Before these FWC decisions, it would have been thought that the FWC would not interfere with operational decisions made by an employer about how it organises its workforce (in terms of the mix of contractors, service providers, independent contractors, labour hire and direct hire employees).
The clear outcome of the FCAFC decision is that all redeployment options should be considered by an employer. It will ultimately be “all the circumstances” which will determine whether redeployment is “reasonable.”
It is important to note that it will be a discretionary assessment of the Commissioner at first instance that will determine if redeployment would have been reasonable “in all the circumstances.”
The Full Court majority confirmed that the range and width of those considerations can extend to holding a position for a short for a period until a position becomes vacant.
Training an employee so that they can undertake a role they are presently incapable of performing is another potential reasonable circumstances.
Critically, terminating agreements with external providers so that positions become available for employees to be redeployed into may also be a reasonable circumstance.

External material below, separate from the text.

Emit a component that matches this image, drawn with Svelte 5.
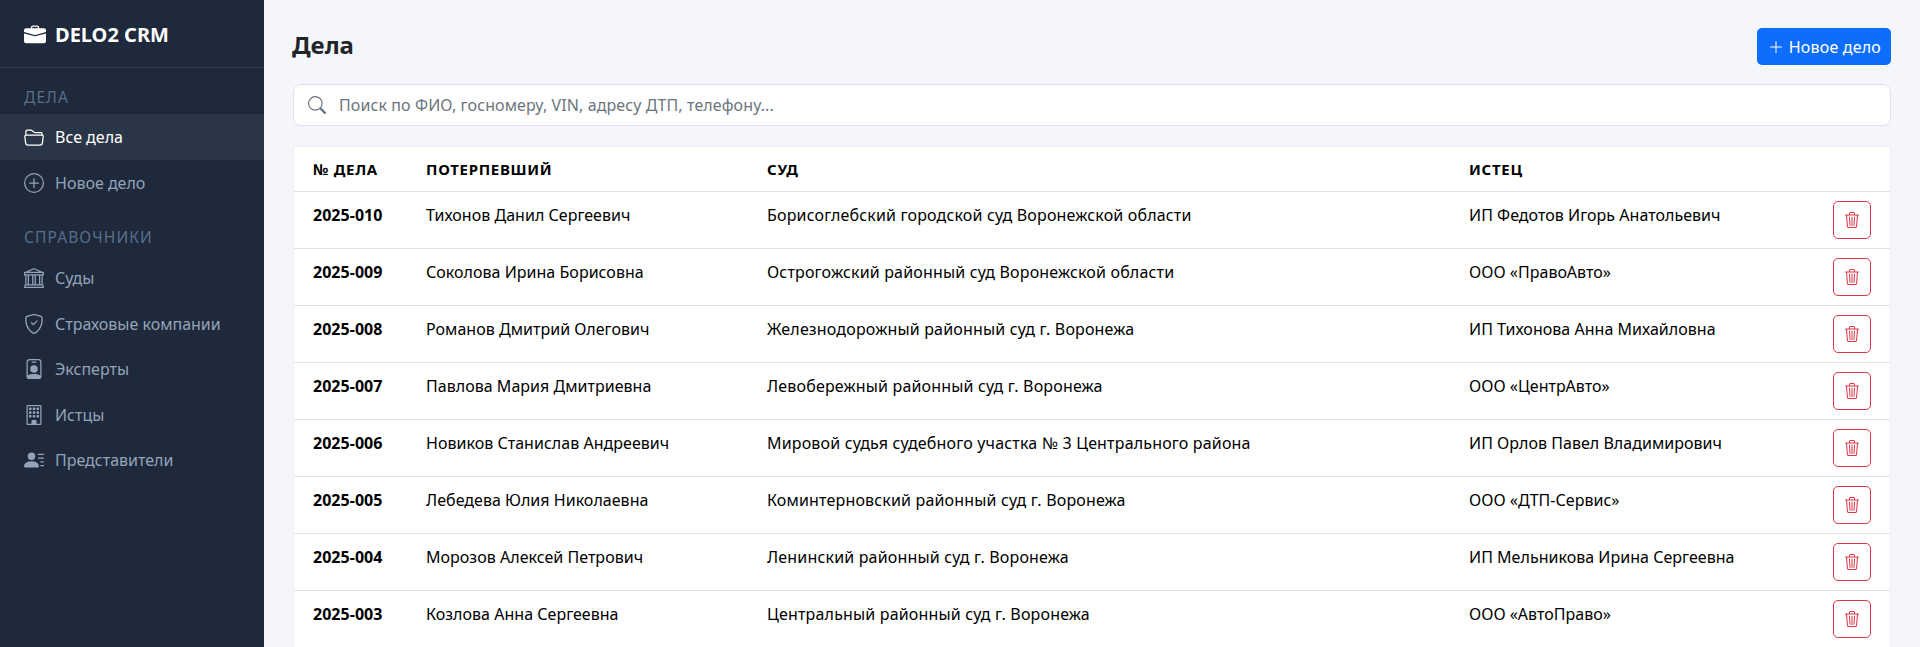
<script>
  const cases = [
    ['2025-010','Тихонов Данил Сергеевич','Борисоглебский городской суд Воронежской области','ИП Федотов Игорь Анатольевич'],
    ['2025-009','Соколова Ирина Борисовна','Острогожский районный суд Воронежской области','ООО «ПравоАвто»'],
    ['2025-008','Романов Дмитрий Олегович','Железнодорожный районный суд г. Воронежа','ИП Тихонова Анна Михайловна'],
    ['2025-007','Павлова Мария Дмитриевна','Левобережный районный суд г. Воронежа','ООО «ЦентрАвто»'],
    ['2025-006','Новиков Станислав Андреевич','Мировой судья судебного участка № 3 Центрального района','ИП Орлов Павел Владимирович'],
    ['2025-005','Лебедева Юлия Николаевна','Коминтерновский районный суд г. Воронежа','ООО «ДТП-Сервис»'],
    ['2025-004','Морозов Алексей Петрович','Ленинский районный суд г. Воронежа','ИП Мельникова Ирина Сергеевна'],
    ['2025-003','Козлова Анна Сергеевна','Центральный районный суд г. Воронежа','ООО «АвтоПраво»']
  ];
  const winX = [4, 7, 10];
  const winY = [2, 5, 8];
</script>

<div class="layout">
  <aside class="sidebar">
    <div class="brand">
      <svg class="brand-ico" viewBox="0 0 16 16" fill="currentColor"><path d="M6.5 1A1.5 1.5 0 0 0 5 2.5V3H1.5A1.5 1.5 0 0 0 0 4.5v1.384l7.614 2.03a1.5 1.5 0 0 0 .772 0L16 5.884V4.5A1.5 1.5 0 0 0 14.5 3H11v-.5A1.5 1.5 0 0 0 9.5 1h-3zm0 1h3a.5.5 0 0 1 .5.5V3H6v-.5a.5.5 0 0 1 .5-.5z"/><path d="M0 12.5A1.5 1.5 0 0 0 1.5 14h13a1.5 1.5 0 0 0 1.5-1.5V6.85L8.129 8.947a.5.5 0 0 1-.258 0L0 6.85v5.65z"/></svg>
      <span>DELO2 CRM</span>
    </div>
    <div class="label first">ДЕЛА</div>
    <a class="item active">
      <svg viewBox="0 0 16 16" fill="currentColor"><path d="M1 3.5A1.5 1.5 0 0 1 2.5 2h2.764c.958 0 1.76.56 2.311 1.184C7.985 3.648 8.48 4 9 4h4.5A1.5 1.5 0 0 1 15 5.5v.64c.57.265.94.876.856 1.546l-.64 5.124A2.5 2.5 0 0 1 12.733 15H3.266a2.5 2.5 0 0 1-2.481-2.19l-.64-5.124A1.5 1.5 0 0 1 1 6.14V3.5zM2 6h12v-.5a.5.5 0 0 0-.5-.5H9c-.964 0-1.71-.629-2.174-1.154C6.374 3.334 5.82 3 5.264 3H2.5a.5.5 0 0 0-.5.5V6zm-.367 1a.5.5 0 0 0-.496.562l.64 5.124A1.5 1.5 0 0 0 3.266 14h9.468a1.5 1.5 0 0 0 1.489-1.314l.64-5.124A.5.5 0 0 0 14.367 7H1.633z"/></svg>
      Все дела
    </a>
    <a class="item">
      <svg viewBox="0 0 16 16" fill="currentColor"><path d="M8 15A7 7 0 1 1 8 1a7 7 0 0 1 0 14zm0 1A8 8 0 1 0 8 0a8 8 0 0 0 0 16z"/><path d="M8 4a.5.5 0 0 1 .5.5v3h3a.5.5 0 0 1 0 1h-3v3a.5.5 0 0 1-1 0v-3h-3a.5.5 0 0 1 0-1h3v-3A.5.5 0 0 1 8 4z"/></svg>
      Новое дело
    </a>
    <div class="label">СПРАВОЧНИКИ</div>
    <a class="item">
      <svg viewBox="0 0 16 16" fill="currentColor"><path d="m8 0 6.61 3h.89a.5.5 0 0 1 .5.5v2a.5.5 0 0 1-.5.5H15v7a.5.5 0 0 1 .485.38l.5 2a.498.498 0 0 1-.485.62H.5a.498.498 0 0 1-.485-.62l.5-2A.501.501 0 0 1 1 13V6H.5a.5.5 0 0 1-.5-.5v-2A.5.5 0 0 1 .5 3h.89L8 0ZM3.777 3h8.447L8 1 3.777 3ZM2 6v7h1V6H2Zm2 0v7h2.5V6H4Zm3.5 0v7h1V6h-1Zm2 0v7H12V6H9.5ZM13 6v7h1V6h-1Zm2-1V4H1v1h14Zm-.39 9H1.39l-.25 1h13.72l-.25-1Z"/></svg>
      Суды
    </a>
    <a class="item">
      <svg viewBox="0 0 16 16" fill="currentColor"><path d="M5.338 1.59a61.44 61.44 0 0 0-2.837.856.481.481 0 0 0-.328.39c-.554 4.157.726 7.19 2.253 9.188a10.725 10.725 0 0 0 2.287 2.233c.346.244.652.42.893.533.12.057.218.095.293.118a.55.55 0 0 0 .101.025.615.615 0 0 0 .1-.025c.076-.023.174-.061.294-.118.24-.113.547-.29.893-.533a10.726 10.726 0 0 0 2.287-2.233c1.527-1.997 2.807-5.031 2.253-9.188a.48.48 0 0 0-.328-.39c-.651-.213-1.75-.56-2.837-.855C9.552 1.29 8.531 1.067 8 1.067c-.53 0-1.552.223-2.662.524zM5.072.56C6.157.265 7.31 0 8 0s1.843.265 2.928.56c1.11.3 2.229.655 2.887.87a1.54 1.54 0 0 1 1.044 1.262c.596 4.477-.787 7.795-2.465 9.99a11.775 11.775 0 0 1-2.517 2.453 7.159 7.159 0 0 1-1.048.625c-.28.132-.581.24-.829.24s-.548-.108-.829-.24a7.158 7.158 0 0 1-1.048-.625 11.777 11.777 0 0 1-2.517-2.453C1.928 10.487.545 7.169 1.141 2.692A1.54 1.54 0 0 1 2.185 1.43 62.456 62.456 0 0 1 5.072.56z"/><path d="M10.854 5.146a.5.5 0 0 1 0 .708l-3 3a.5.5 0 0 1-.708 0l-1.5-1.5a.5.5 0 1 1 .708-.708L7.5 7.793l2.646-2.647a.5.5 0 0 1 .708 0z"/></svg>
      Страховые компании
    </a>
    <a class="item">
      <svg viewBox="0 0 16 16" fill="currentColor"><path d="M6.5 2a.5.5 0 0 0 0 1h3a.5.5 0 0 0 0-1h-3zM11 8a3 3 0 1 1-6 0 3 3 0 0 1 6 0z"/><path d="M4.5 0A2.5 2.5 0 0 0 2 2.5V14a2 2 0 0 0 2 2h8a2 2 0 0 0 2-2V2.5A2.5 2.5 0 0 0 11.5 0h-7zM3 2.5A1.5 1.5 0 0 1 4.5 1h7A1.5 1.5 0 0 1 13 2.5v10.795a4.2 4.2 0 0 0-.776-.492C11.392 12.387 10.063 12 8 12s-3.392.387-4.224.803a4.2 4.2 0 0 0-.776.492V2.5z"/></svg>
      Эксперты
    </a>
    <a class="item">
      <svg viewBox="0 0 16 16" fill="currentColor">
        {#each winX as x}{#each winY as y}<rect x={x} y={y} width="2" height="2" rx=".5"/>{/each}{/each}
        <path d="M2 1a1 1 0 0 1 1-1h10a1 1 0 0 1 1 1v14a1 1 0 0 1-1 1H3a1 1 0 0 1-1-1V1Zm11 0H3v14h3v-2.5a.5.5 0 0 1 .5-.5h3a.5.5 0 0 1 .5.5V15h3V1Z"/>
      </svg>
      Истцы
    </a>
    <a class="item">
      <svg viewBox="0 0 16 16" fill="currentColor"><path d="M6 8a3 3 0 1 0 0-6 3 3 0 0 0 0 6zm-5 6s-1 0-1-1 1-4 6-4 6 3 6 4-1 1-1 1H1zM11 3.5a.5.5 0 0 1 .5-.5h4a.5.5 0 0 1 0 1h-4a.5.5 0 0 1-.5-.5zm.5 2.5a.5.5 0 0 0 0 1h4a.5.5 0 0 0 0-1h-4zm2 3a.5.5 0 0 0 0 1h2a.5.5 0 0 0 0-1h-2zm0 3a.5.5 0 0 0 0 1h2a.5.5 0 0 0 0-1h-2z"/></svg>
      Представители
    </a>
  </aside>

  <main class="main">
    <div class="top">
      <h1>Дела</h1>
      <button class="primary">
        <svg viewBox="0 0 16 16" fill="currentColor"><path d="M8 2a.5.5 0 0 1 .5.5v5h5a.5.5 0 0 1 0 1h-5v5a.5.5 0 0 1-1 0v-5h-5a.5.5 0 0 1 0-1h5v-5A.5.5 0 0 1 8 2Z"/></svg>
        Новое дело
      </button>
    </div>
    <div class="search">
      <svg viewBox="0 0 16 16" fill="currentColor"><path d="M11.742 10.344a6.5 6.5 0 1 0-1.397 1.398h-.001c.03.04.062.078.098.115l3.85 3.85a1 1 0 0 0 1.415-1.414l-3.85-3.85a1.007 1.007 0 0 0-.115-.1zM12 6.5a5.5 5.5 0 1 1-11 0 5.5 5.5 0 0 1 11 0z"/></svg>
      <span>Поиск по ФИО, госномеру, VIN, адресу ДТП, телефону...</span>
    </div>
    <div class="card">
      <table>
        <colgroup><col class="c1"/><col class="c2"/><col class="c3"/><col/><col class="c5"/></colgroup>
        <thead>
          <tr><th>№ дела</th><th>Потерпевший</th><th>Суд</th><th>Истец</th><th></th></tr>
        </thead>
        <tbody>
          {#each cases as c}
            <tr>
              <td class="num">{c[0]}</td>
              <td>{c[1]}</td>
              <td class="court">{c[2]}</td>
              <td>{c[3]}</td>
              <td class="act">
                <button class="del" aria-label="Удалить">
                  <svg viewBox="0 0 16 16" fill="currentColor"><path d="M6.5 1h3a.5.5 0 0 1 .5.5v1H6v-1a.5.5 0 0 1 .5-.5ZM11 2.5v-1A1.5 1.5 0 0 0 9.5 0h-3A1.5 1.5 0 0 0 5 1.5v1H2.506a.58.58 0 0 0-.01 0H1.5a.5.5 0 0 0 0 1h.538l.853 10.66A2 2 0 0 0 4.885 16h6.23a2 2 0 0 0 1.994-1.84l.853-10.66h.538a.5.5 0 0 0 0-1h-.995a.59.59 0 0 0-.01 0H11Zm1.958 1-.846 10.58a1 1 0 0 1-.997.92h-6.23a1 1 0 0 1-.997-.92L3.042 3.5h9.916Zm-7.487 1a.5.5 0 0 1 .528.47l.5 8.5a.5.5 0 0 1-.998.06L5 5.03a.5.5 0 0 1 .47-.53Zm5.058 0a.5.5 0 0 1 .47.53l-.5 8.5a.5.5 0 1 1-.998-.06l.5-8.5a.5.5 0 0 1 .528-.47ZM8 4.5a.5.5 0 0 1 .5.5v8.5a.5.5 0 0 1-1 0V5a.5.5 0 0 1 .5-.5Z"/></svg>
                </button>
              </td>
            </tr>
          {/each}
        </tbody>
      </table>
    </div>
  </main>
</div>

<style>
  :global(body) {
    margin: 0;
    overflow: hidden;
    font-family: "Noto Sans", "Open Sans", sans-serif;
    font-size: 16px;
    line-height: 24px;
    background: #f4f6fb;
  }
  .layout {
    display: flex;
    height: 647px;
    overflow: hidden;
  }
  .sidebar {
    width: 264px;
    flex: none;
    background: #1e293b;
    color: #94a3b8;
  }
  .brand {
    display: flex;
    align-items: center;
    gap: 9px;
    height: 68px;
    box-sizing: border-box;
    padding: 3px 24px 0;
    border-bottom: 1px solid #334155;
    color: #fff;
    font-weight: 700;
    font-size: 20px;
  }
  .brand-ico {
    width: 22px;
    height: 22px;
  }
  .label {
    padding: 21.6px 24px 8px;
    font-size: 15.5px;
    line-height: 20px;
    letter-spacing: 1.1px;
    color: #5a6e8c;
  }
  .label.first {
    padding: 19px 24px 7px;
  }
  .item {
    display: flex;
    align-items: center;
    gap: 11px;
    height: 45.6px;
    padding: 0 24px;
  }
  .item svg {
    width: 20px;
    height: 20px;
    flex: none;
  }
  .item.active {
    height: 46px;
    background: #2a3648;
    color: #fff;
  }
  .main {
    flex: 1;
    min-width: 0;
    padding: 28px 29px 0 29px;
  }
  .top {
    display: flex;
    justify-content: space-between;
    align-items: center;
    height: 37px;
  }
  h1 {
    margin: 0 0 3px -1px;
    font-size: 24px;
    line-height: 32px;
    font-weight: 700;
    color: #212529;
  }
  .primary {
    display: flex;
    align-items: center;
    gap: 5px;
    height: 37px;
    padding: 0 10px 0 11px;
    border: 0;
    border-radius: 5px;
    background: #0d6efd;
    color: #fff;
    font: inherit;
    letter-spacing: .2px;
  }
  .primary svg {
    width: 16px;
    height: 16px;
  }
  .search {
    display: flex;
    align-items: center;
    gap: 13px;
    height: 42px;
    box-sizing: border-box;
    margin-top: 19px;
    padding: 0 14px;
    background: #fff;
    border: 1px solid #dee2e6;
    border-radius: 8px;
    color: #6c757d;
    letter-spacing: .1px;
  }
  .search svg {
    width: 18px;
    height: 18px;
  }
  .card {
    margin-top: 20px;
    background: #fff;
    border: 1px solid #eceef2;
    border-bottom: 0;
    border-radius: 4px 4px 0 0;
  }
  table {
    width: 100%;
    border-collapse: collapse;
    table-layout: fixed;
    color: #000;
  }
  .c1 { width: 113px; }
  .c2 { width: 341px; }
  .c3 { width: 702px; }
  .c5 { width: 76px; }
  th {
    height: 44px;
    padding: 0 0 0 19px;
    text-align: left;
    font-weight: 700;
    font-size: 15px;
    letter-spacing: .7px;
    text-transform: uppercase;
    border-bottom: 1px solid #dee2e6;
  }
  td {
    height: 57px;
    box-sizing: border-box;
    padding: 11px 0 0 19px;
    vertical-align: top;
    border-bottom: 1px solid #dee2e6;
    letter-spacing: .03px;
  }
  td.court {
    letter-spacing: .17px;
  }
  .num {
    font-weight: 700;
  }
  td.act {
    padding: 9px 19px 0 0;
    text-align: right;
  }
  .del {
    display: inline-flex;
    align-items: center;
    justify-content: center;
    width: 38px;
    height: 38px;
    padding: 0;
    background: transparent;
    border: 1px solid #dc3545;
    border-radius: 5px;
    color: #dc3545;
  }
  .del svg {
    width: 16px;
    height: 16px;
  }
</style>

However, each of these may also not be reasonable, depending on the facts of the particular situation and the employer’s business.
Importantly, the words “in all the circumstances” may encompass circumstances which are adverse to an employer and other parties, such as the financial or operational impact upon them, which may make redeployment unreasonable in that circumstance.
Practically, what this decision means for employers is that they must consider all possible redeployment opportunities, but an employer may still reach a decision that certain redeployments are not reasonable in the circumstances.